L'analisi è strutturata sostanzialmente in due parti: una descrizione "scientifica" del film, inquadratura per inquadratura, in forma sia estesa (Analisi) sia sintetica (Indici), nella quale è possibile correlare i vari elementi e interrelarli, e da cui si possono dedurre alcuni dati di quella che abbiamo chiamato "stilometria"; e alcuni "commenti" (considerazioni sulla messa in scena), dedotti dall'analisi, e nei quali è possibile linkare ciò che viene detto non solo con le inquadrature citate o con altri elementi contenuti nel testo, interrelandoli fra di loro, ma anche con siti della Rete (verificati per la loro attendibilità). Quest'ultimo procedimento si è rivelato particolarmente utile data la natura del film, che fa riferimento a personaggi realmente vissuti e a un contesto storico, quello del teatro kabuki del periodo Meiji, sul quale il lettore occidentale ha presumibilmente scarse informazioni. A questo scopo abbiamo ritenuto utile aggiungere un glossario, che chiarisce molti termini giapponesi intraducibili contenuti nel testo e che a sua volta rimanda a vari siti della Rete. Inoltre, poiché, tra i film di Mizoguchi, Zangiku Monogatari in particolare ha usufruito di un'ampia e notevole letteratura critica, a cui abbiamo attinto per diverse nostre osservazioni, ci è sembrato utile includere una bibliografia con riproduzione di molti testi, ai quali è possibile accedere sia autonomamente, per ulteriori approfondimenti, sia con link contenuti nel nostro testo; in sostanza, non ci è sembrato necessario rielaborare a nostra volta cose già dette bene da altri, alleggerendo così le nostre osservazioni.
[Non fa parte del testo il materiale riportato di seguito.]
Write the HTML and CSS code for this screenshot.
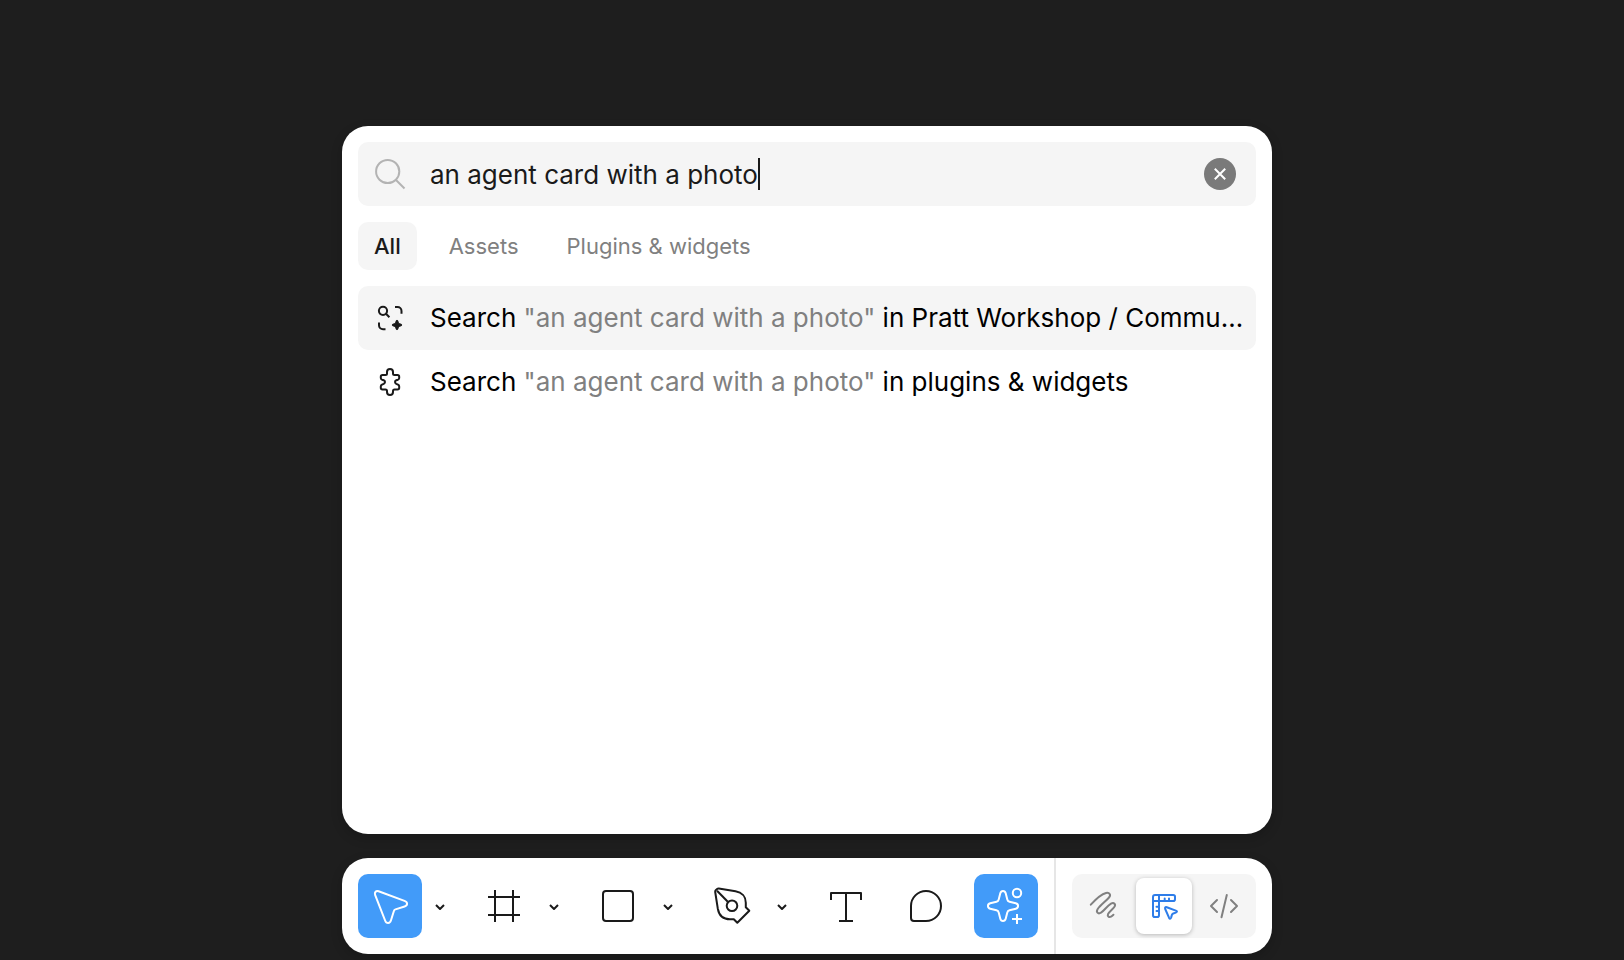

Non sarebbe stato possibile approfondire l'analisi del film se non avessimo usufruito della collaborazione di studiosi giapponesi che ci hanno permesso di precisare alcuni dettagli del contesto storico, dei titoli di testa (tradotti appositamente dall'originale), dei dialoghi e di alcuni brani della sceneggiatura originale; ringraziamo per questo Tsuchida Tamaki, Ninomiya Deisuke e Takada Kazufumi. Ringraziamo inoltre: la Biblioteca dell'Istituto Giapponese di Cultura di Roma, che cortesemente ci ha messo a disposizione ciò che poteva aiutarci a capire meglio l'universo del teatro kabuki; la Kinugasa Teinosuke Collection del National Film Center di Tōkyō per la riproduzione delle pagine della sceneggiatura di lavorazione; CineMetrics, e in particolare Gunars Civjans, che ha ricalcolato a 24 f/s i nostri 25 f/s; Emanuele Cosentino — segnalatoci da Amedeo Fago — per la planimetria di casa Onoe; David Bordwell, Donald Kirihara, Mark Le Fanu, Dario Tomasi, per l'autorizzazione a riprodurre in bibliografia i loro testi.